Police are using a new type of DNA sleuthing, called genetic genealogy. Already the technique has caught murder and rape suspects in California and Washington. While solving the cases has given cause for celebration, the tactics used in catching the alleged culprits have many privacy and civil rights experts worried.

Closing the Golden State Killer case (SN Online: 4/29/18) and the previously unsolved double murder of a young Canadian couple (SN Online: 5/23/18) involved probing a public online database of people’s DNA and family-tree information called GEDmatch.

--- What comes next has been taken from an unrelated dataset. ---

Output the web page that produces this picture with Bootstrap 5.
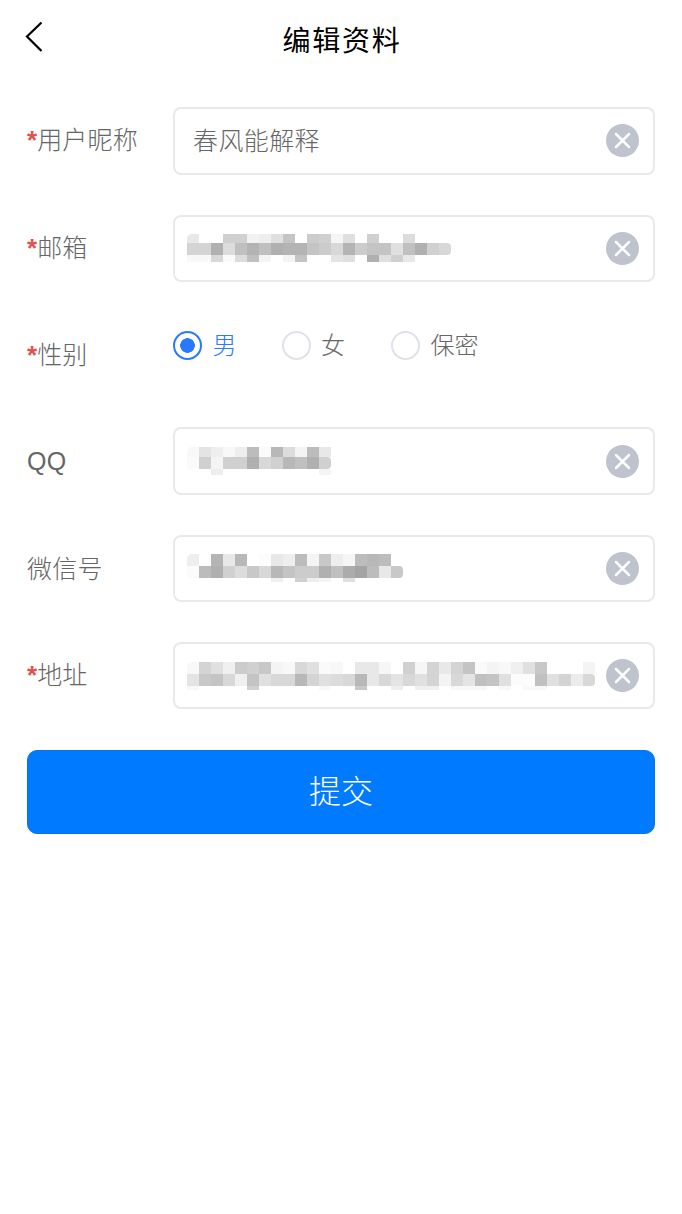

In a May 29 opinion piece published in the Annals of Internal Medicine, bioethicist Christine Grady and colleagues argue that police should be more transparent about how they use forensic DNA searches. Meanwhile, law professor Natalie Ram and colleagues go even further in an essay in the June 8 Science, writing that eroding limits on the use of crime-solving technology “threatens our collective civil liberties and opens the door to socially and politically unacceptable genetic surveillance.”

Here are a few key points in the debate:

Why are police using GEDmatch instead of DNA testing companies? 

If police wanted to use 23andMe or AncestryDNA to help solve crimes, they would need a clean saliva sample from a potential suspect to send to the company for testing and analysis. But crime scene DNA doesn’t come in that form, so police can’t send DNA to the companies for testing. That’s not the case with the DNA analysis service GEDmatch, to which customers can upload raw DNA data received from testing companies.

“That means the police or law enforcement investigators are equally able, if they have enough DNA to create a sufficiently complete genetic sequence, to upload that to GEDmatch” to find potential suspects, says Ram, of the University of Baltimore School of Law.